**Data section:**
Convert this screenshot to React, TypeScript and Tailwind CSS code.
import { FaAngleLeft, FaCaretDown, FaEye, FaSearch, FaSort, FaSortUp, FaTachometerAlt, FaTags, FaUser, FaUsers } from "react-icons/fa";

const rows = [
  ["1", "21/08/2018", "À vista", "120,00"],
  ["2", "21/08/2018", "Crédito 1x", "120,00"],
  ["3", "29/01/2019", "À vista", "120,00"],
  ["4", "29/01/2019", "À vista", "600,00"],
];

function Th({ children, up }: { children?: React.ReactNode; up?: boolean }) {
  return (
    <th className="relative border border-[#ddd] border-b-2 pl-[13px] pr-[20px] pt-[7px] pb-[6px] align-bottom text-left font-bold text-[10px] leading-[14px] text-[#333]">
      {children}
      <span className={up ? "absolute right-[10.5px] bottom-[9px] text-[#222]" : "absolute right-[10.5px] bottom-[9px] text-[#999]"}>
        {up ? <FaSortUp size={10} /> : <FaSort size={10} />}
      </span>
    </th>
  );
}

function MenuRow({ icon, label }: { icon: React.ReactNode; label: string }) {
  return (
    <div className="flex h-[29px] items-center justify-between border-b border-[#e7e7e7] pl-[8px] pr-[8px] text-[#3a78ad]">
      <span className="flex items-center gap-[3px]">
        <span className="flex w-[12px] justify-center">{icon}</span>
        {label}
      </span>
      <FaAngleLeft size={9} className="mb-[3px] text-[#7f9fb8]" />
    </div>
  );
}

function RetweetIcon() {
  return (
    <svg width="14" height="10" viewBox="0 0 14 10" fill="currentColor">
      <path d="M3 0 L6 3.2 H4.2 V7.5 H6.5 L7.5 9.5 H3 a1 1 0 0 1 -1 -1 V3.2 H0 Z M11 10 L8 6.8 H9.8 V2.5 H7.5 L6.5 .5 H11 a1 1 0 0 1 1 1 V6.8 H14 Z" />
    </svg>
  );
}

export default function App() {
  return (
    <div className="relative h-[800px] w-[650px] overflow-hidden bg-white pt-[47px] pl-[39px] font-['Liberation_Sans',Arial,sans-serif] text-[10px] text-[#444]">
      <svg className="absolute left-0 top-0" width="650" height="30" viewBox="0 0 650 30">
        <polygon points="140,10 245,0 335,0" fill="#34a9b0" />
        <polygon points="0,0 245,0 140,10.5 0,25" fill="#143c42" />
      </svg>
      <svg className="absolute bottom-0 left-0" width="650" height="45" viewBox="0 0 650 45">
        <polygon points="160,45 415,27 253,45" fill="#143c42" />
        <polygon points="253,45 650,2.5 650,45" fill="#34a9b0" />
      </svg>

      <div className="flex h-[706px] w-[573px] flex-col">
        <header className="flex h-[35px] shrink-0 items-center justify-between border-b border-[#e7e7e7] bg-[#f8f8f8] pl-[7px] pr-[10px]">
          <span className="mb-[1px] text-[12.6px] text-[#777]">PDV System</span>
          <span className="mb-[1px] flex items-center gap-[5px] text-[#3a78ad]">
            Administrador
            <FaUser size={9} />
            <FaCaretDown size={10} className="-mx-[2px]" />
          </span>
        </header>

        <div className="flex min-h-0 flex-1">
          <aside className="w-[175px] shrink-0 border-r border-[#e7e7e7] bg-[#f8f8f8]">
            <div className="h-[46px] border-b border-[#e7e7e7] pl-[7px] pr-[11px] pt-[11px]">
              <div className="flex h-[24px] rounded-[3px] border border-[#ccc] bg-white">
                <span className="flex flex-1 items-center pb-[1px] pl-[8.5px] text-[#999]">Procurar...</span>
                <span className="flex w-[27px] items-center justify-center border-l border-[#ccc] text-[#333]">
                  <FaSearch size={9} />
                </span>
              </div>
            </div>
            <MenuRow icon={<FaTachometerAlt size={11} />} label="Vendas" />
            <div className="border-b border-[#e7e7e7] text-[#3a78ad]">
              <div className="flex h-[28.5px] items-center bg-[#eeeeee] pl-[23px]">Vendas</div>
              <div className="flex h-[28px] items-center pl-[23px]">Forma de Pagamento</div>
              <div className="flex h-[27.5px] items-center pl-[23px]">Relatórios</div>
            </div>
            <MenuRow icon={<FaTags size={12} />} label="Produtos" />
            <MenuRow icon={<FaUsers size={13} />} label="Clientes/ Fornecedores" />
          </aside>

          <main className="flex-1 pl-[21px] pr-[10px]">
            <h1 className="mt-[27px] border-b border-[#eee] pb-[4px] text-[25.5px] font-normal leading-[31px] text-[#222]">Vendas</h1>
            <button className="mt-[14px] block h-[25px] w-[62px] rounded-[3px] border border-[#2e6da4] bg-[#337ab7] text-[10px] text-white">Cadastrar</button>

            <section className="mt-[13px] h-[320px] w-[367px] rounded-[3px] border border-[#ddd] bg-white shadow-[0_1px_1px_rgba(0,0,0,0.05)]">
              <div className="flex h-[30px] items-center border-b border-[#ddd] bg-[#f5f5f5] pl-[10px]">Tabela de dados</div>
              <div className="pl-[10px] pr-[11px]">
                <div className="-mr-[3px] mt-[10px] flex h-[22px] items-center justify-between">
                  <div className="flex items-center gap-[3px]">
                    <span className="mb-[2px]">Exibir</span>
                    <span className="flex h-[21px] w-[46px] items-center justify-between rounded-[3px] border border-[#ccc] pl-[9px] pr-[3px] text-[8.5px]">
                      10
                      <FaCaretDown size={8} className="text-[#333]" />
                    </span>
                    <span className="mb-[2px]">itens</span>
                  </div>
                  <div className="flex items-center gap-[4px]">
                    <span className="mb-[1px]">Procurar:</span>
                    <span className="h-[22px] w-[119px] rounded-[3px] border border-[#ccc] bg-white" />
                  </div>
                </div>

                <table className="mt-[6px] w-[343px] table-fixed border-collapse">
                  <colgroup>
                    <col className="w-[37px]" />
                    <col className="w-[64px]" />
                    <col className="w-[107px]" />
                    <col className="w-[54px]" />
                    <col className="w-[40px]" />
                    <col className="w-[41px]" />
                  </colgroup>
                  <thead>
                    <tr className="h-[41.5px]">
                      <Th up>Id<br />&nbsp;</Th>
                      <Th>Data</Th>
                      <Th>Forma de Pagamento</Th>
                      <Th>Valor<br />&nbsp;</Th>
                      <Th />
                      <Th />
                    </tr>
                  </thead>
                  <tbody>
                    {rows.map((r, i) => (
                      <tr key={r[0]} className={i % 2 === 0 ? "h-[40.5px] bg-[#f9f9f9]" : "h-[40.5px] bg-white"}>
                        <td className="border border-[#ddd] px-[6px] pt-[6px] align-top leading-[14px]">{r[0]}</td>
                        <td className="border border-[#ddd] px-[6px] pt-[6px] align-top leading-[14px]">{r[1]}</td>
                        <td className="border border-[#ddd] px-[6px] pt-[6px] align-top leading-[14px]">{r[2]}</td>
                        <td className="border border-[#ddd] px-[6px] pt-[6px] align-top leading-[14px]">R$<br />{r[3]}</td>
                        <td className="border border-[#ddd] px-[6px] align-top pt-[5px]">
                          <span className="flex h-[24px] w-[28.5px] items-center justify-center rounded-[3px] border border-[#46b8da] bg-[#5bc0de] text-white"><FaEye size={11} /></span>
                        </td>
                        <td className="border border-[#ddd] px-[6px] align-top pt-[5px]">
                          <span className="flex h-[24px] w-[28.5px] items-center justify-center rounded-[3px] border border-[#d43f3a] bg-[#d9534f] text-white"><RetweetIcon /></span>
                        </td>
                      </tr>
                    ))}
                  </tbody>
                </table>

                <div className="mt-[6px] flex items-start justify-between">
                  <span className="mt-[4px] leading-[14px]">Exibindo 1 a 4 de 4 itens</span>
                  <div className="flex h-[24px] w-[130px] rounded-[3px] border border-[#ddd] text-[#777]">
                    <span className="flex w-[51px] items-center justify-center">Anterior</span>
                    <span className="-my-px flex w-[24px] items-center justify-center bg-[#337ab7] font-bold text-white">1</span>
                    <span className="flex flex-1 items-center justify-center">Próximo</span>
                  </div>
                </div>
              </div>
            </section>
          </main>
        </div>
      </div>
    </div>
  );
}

**Your task:**
Everything from the first line through the line containing "FaTags, FaUser, FaUsers" should be quoted exactly, and nothing beyond it.

**Exercise solution:**
Convert this screenshot to React, TypeScript and Tailwind CSS code.
import { FaAngleLeft, FaCaretDown, FaEye, FaSearch, FaSort, FaSortUp, FaTachometerAlt, FaTags, FaUser, FaUsers } from "react-icons/fa";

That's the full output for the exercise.